O percurso até às meias-finais foi relativamente acessível para o Benfica, sem apanhar nenhum tubarão pelo caminho, e as eliminatórias foram passando até ao primeiro grande teste. O Marselha de Mozer, Deschamps, Enzo Francescoli e Jean-Pierre Papin.
Seguimos viagem com José Carlos para recordar uma eliminatória «dura», resolvida graças a afamada ‘Mão de Vata’ num estádio da Luz a rebentar pelas costuras: 120 mil pessoas nas bancadas. «Era um ambiente inacreditável! Não se esquece.»
«O jogo cá foi diferente. O Marselha veio para a segunda mão convencido de que o 2x1 chegava e fez muito pouco para ganhar o jogo. Apostaram em defender a vantagem e isso foi fatal. Nós tivemos mais bola, mais oportunidades, jogamos muito tempo no meio campo defensivo deles. Depois acabámos por ter a felicidade do Vata ter feito o tal golo», complementa.
O «tal golo». Um golo que 30 anos depois ainda pinta capas de jornais nacionais. Não podíamos perder a oportunidade para ouvir a opinião de quem assistiu ao momento in loco.
«Na altura não me apercebi da mão, sinceramente. Mais tarde ao ver as repetições percebemos todos… Mas também entendo a posição do árbitro. A forma como o Vata mete a mão à bola, e com toda aquela gente à frente, não era fácil. E não havia VAR, claro. Se houvesse teria sido diferente. Falou-se muito também na altura. O Marselha era uma equipa com muita influência na Europa. Mas isso passou-nos ao lado. O importante para nós é que o golo tinha sido validado», remata.E o que fazia daquela equipa do Benfica tão especial, capaz de chegar a uma final da Taça dos Campeões Europeus? José Carlos explica.
«Tínhamos um bom grupo, além do valor individual. Dávamo-nos todos muito bem e o Eriksson conseguiu criar um bom espírito. Era um treinador muito engraçado, interessante e inovador. E depois também tivemos alguma felicidade aqui e acolá», justifica.
Uma felicidade que não se repete para o Benfica desde 1990. 30 anos sem chegar a uma final da prova milionária. E José Carlos acredita que ainda há um longo caminho a percorrer para que tal volte a acontecer no futuro.

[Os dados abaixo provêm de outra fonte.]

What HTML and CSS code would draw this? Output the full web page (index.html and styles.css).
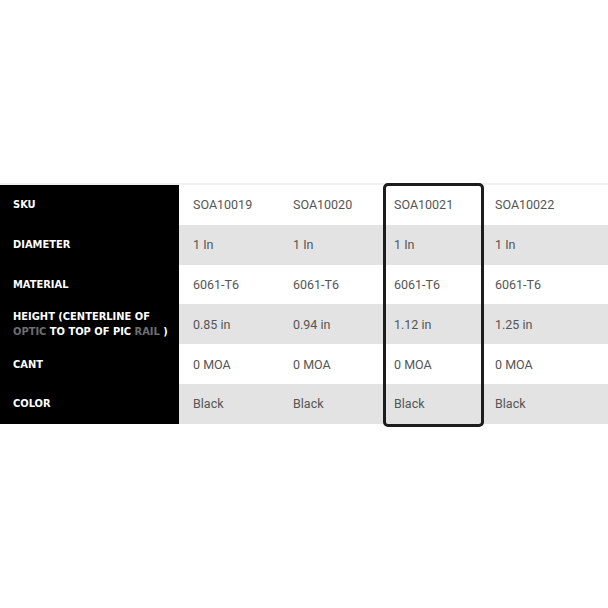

«Esta é a minha leitura. Até pode acontecer, atenção, mas as equipas têm de contratar melhor para estarem à altura das outras. Não há milagres. O Benfica tem feito um trabalho muito bom na formação, ao detetar talentos muito cedo, e o caminho também passa por aí. Só que não nos podemos esquecer de alguns clubes com uma capacidade financeira muito grande, graças a investidores externos. Nós aqui não temos isso», reforça.